Lahmacun

Ingredients:

For the Dough:

  • 2 cups all-purpose flour
  • 1 teaspoon active dry yeast
  • 1 teaspoon sugar
  • 1/2 teaspoon salt
  • 3/4 cup warm water (approximately)
  • 2 tablespoons olive oil

For the Topping:

  • 250g ground lamb or beef (or a combination of both)
  • 1 medium onion, finely chopped
  • 2 medium tomatoes, finely chopped
  • 2-3 cloves garlic, minced
  • 1 green bell pepper, finely chopped (optional)
  • 1 tablespoon tomato paste
  • 2 tablespoons olive oil
  • 1 teaspoon ground cumin
  • 1 teaspoon paprika (preferably smoked)
  • 1/2 teaspoon ground black pepper
  • Salt, to taste
  • Fresh parsley, chopped (for garnish)
  • Lemon wedges, for serving

Instructions:

1. Prepare the Dough:

  • In a large bowl, combine flour, yeast, sugar, and salt.
  • Gradually add warm water (about 3/4 cup) and mix until the dough starts to come together.
  • Knead the dough on a lightly floured surface for about 5-7 minutes, until smooth and elastic. If the dough is too sticky, add a little more flour.
  • Add olive oil and knead for another minute to incorporate.
  • Place the dough in a lightly oiled bowl, cover with a clean towel, and let it rise in a warm place for about 1 hour, or until it doubles in size.

2. Prepare the Topping:

  • While the dough is rising, prepare the topping.
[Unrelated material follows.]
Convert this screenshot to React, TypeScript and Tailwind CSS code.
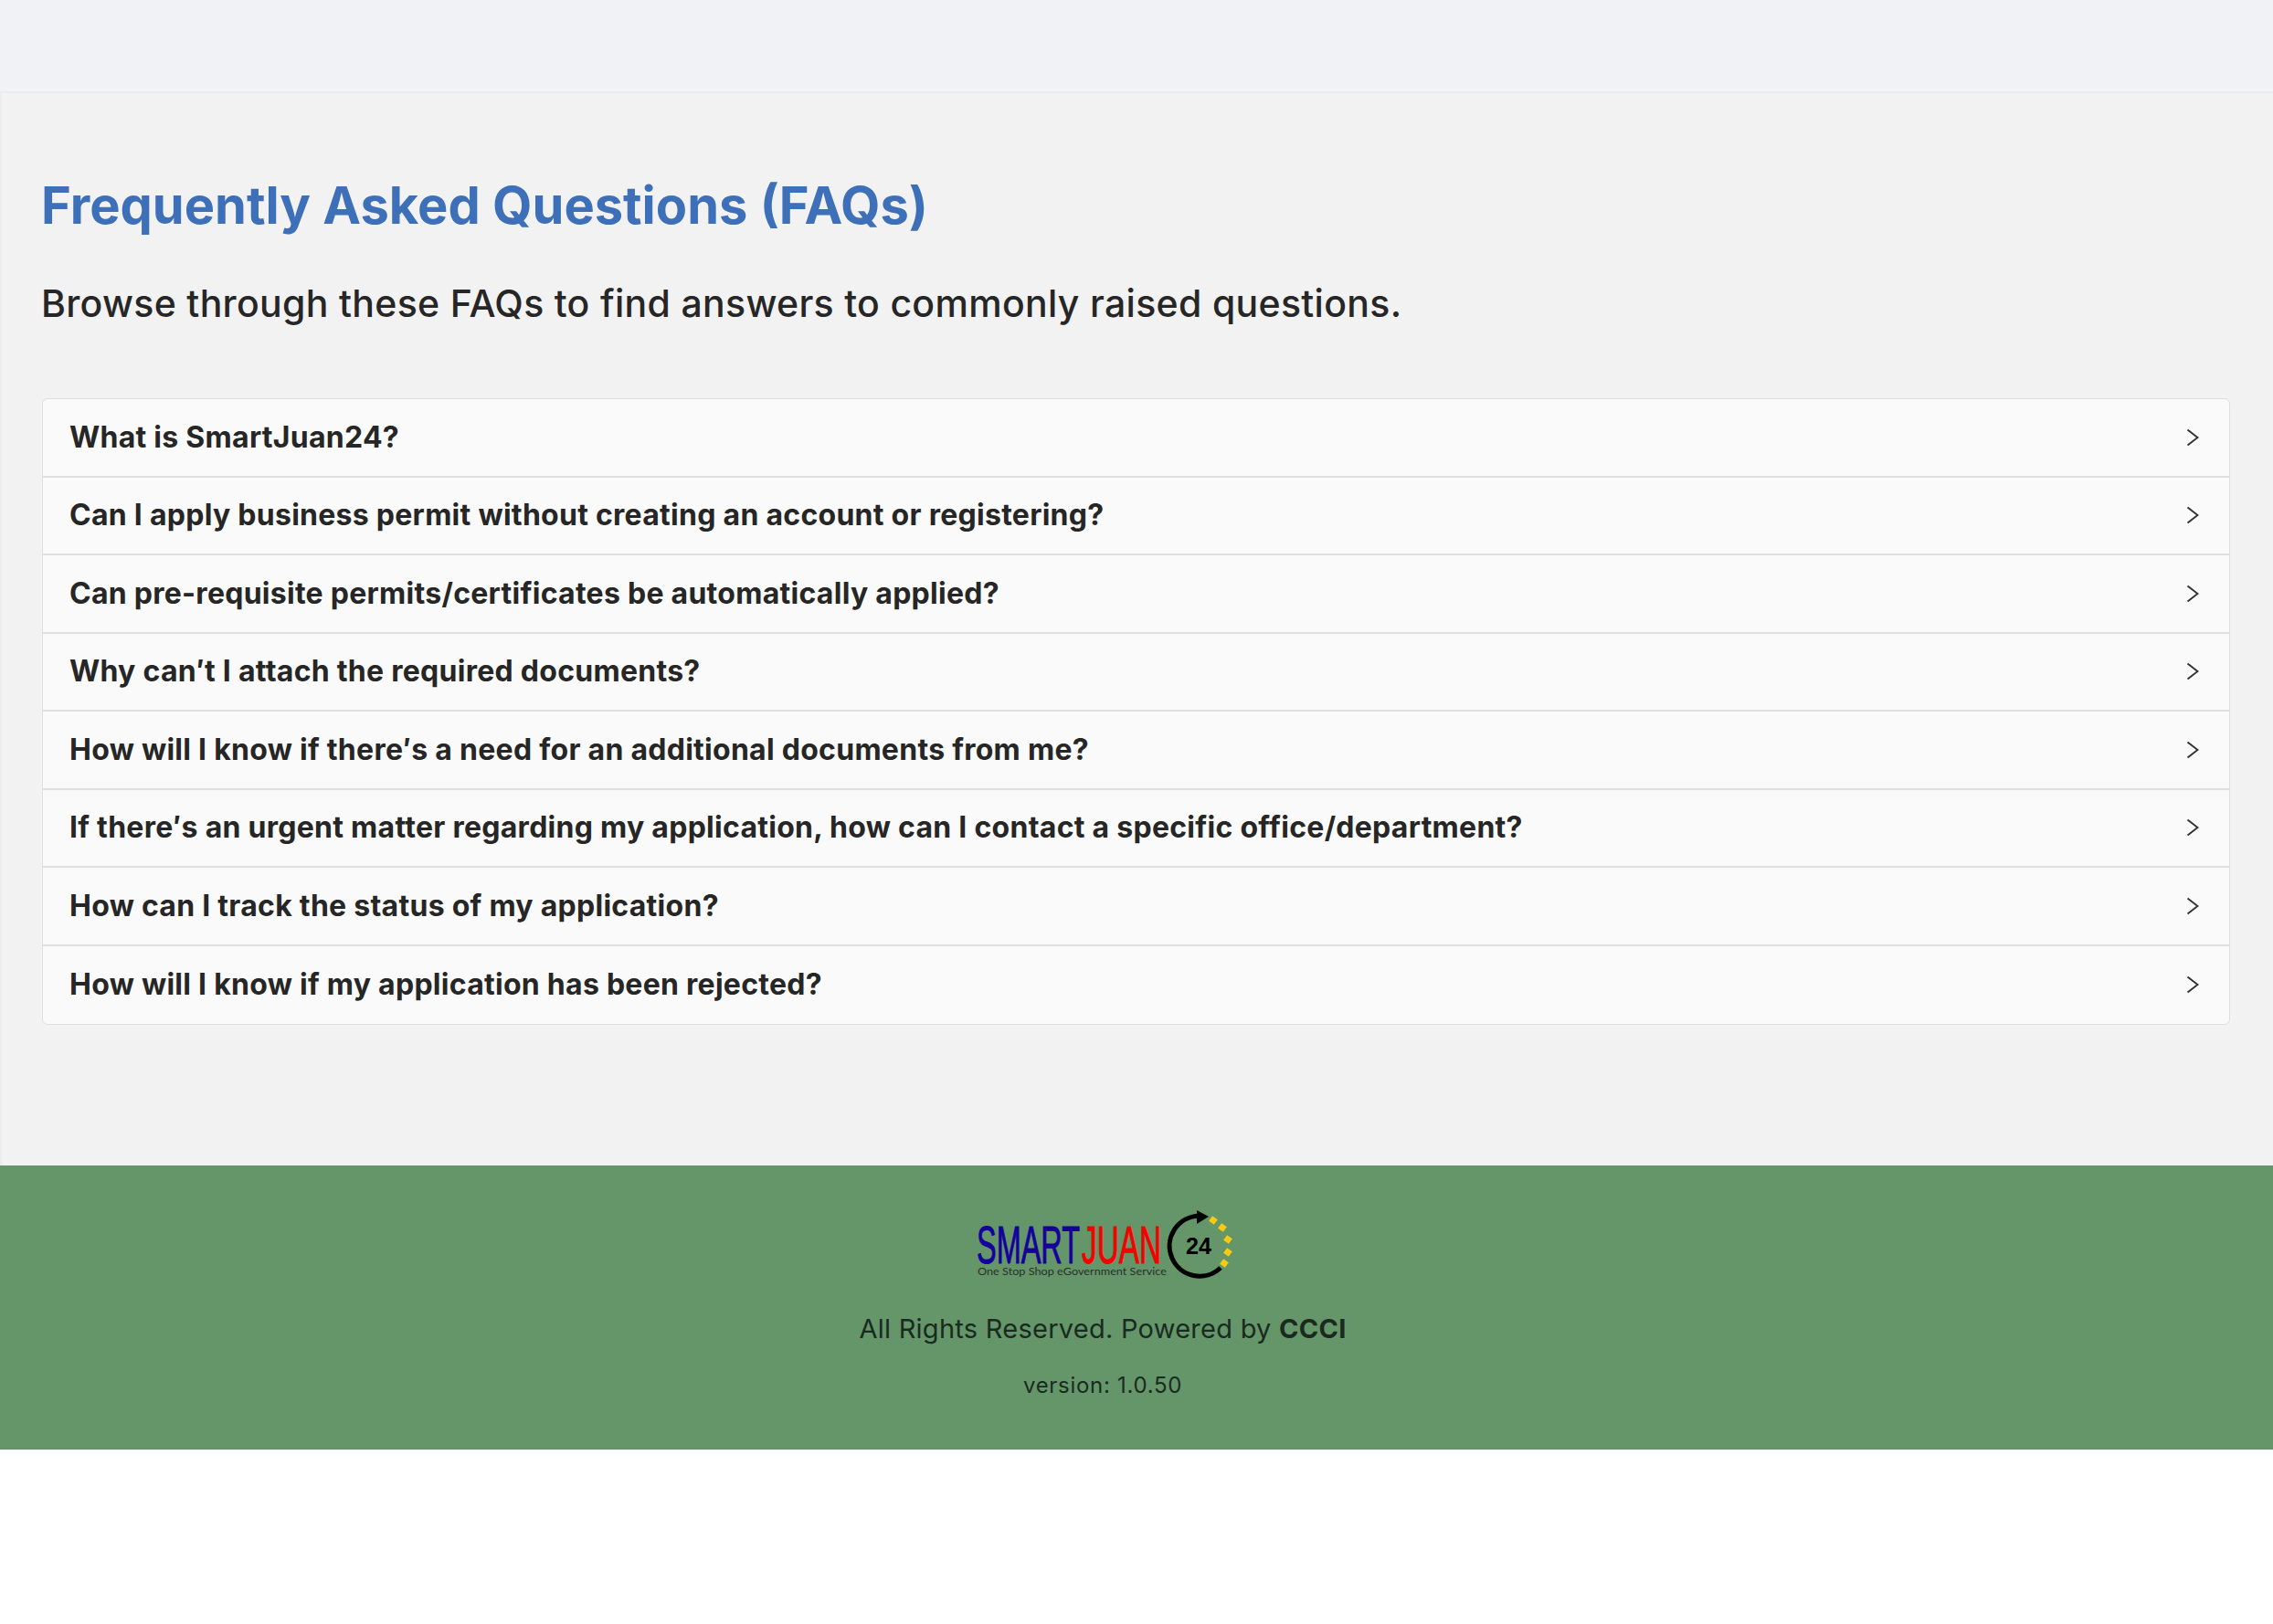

In a large bowl, combine ground meat, onion, tomatoes, garlic, green bell pepper (optional), tomato paste, and olive oil.
  • Add cumin, paprika, black pepper, and salt to the mixture. Stir everything well to combine.
  • The mixture should be somewhat thick, but if it feels too dry, you can add a bit more olive oil.

3. Assemble the Lahmacun:

  • Preheat your oven to 475°F (245°C) and place a baking sheet or pizza stone inside to heat up.
  • Punch down the risen dough and divide it into 4 equal portions.
  • Roll out each portion into a thin round or oval shape on a floured surface (about 1/8-inch thick). You can roll them out on parchment paper for easy handling.
  • Spread an even layer of the meat mixture on top of each dough round, pressing it gently to adhere. Be sure to cover the entire surface with the mixture, leaving a small border at the edges.

4. Bake the Lahmacun:

  • Carefully transfer the prepared lahmacun onto the preheated baking sheet or pizza stone.
  • Bake in the oven for about 8-10 minutes, or until the edges are golden and crispy, and the meat mixture is cooked through. The dough should be thin and crisp, and the topping should be slightly browned.

5. Serve:

  • Remove the lahmacun from the oven and garnish with fresh parsley.
  • Serve with lemon wedges on the side for a burst of fresh flavor.
  • Lahmacun is often enjoyed by rolling it up with a bit of fresh herbs, tomato slices, and a squeeze of lemon juice.

Tips:

  • You can adjust the level of spiciness by adding more or less paprika or a pinch of red pepper flakes to the topping mixture.
  • Ground lamb is traditional for lahmacun, but you can substitute it with beef or a mix of both, depending on your preference.
  • For an extra crispy crust, you can bake the lahmacun directly on the oven rack or use a pizza stone.

Enjoy this crispy, savory Turkish flatbread known as Lahmacun, perfect as a snack, appetizer, or main course!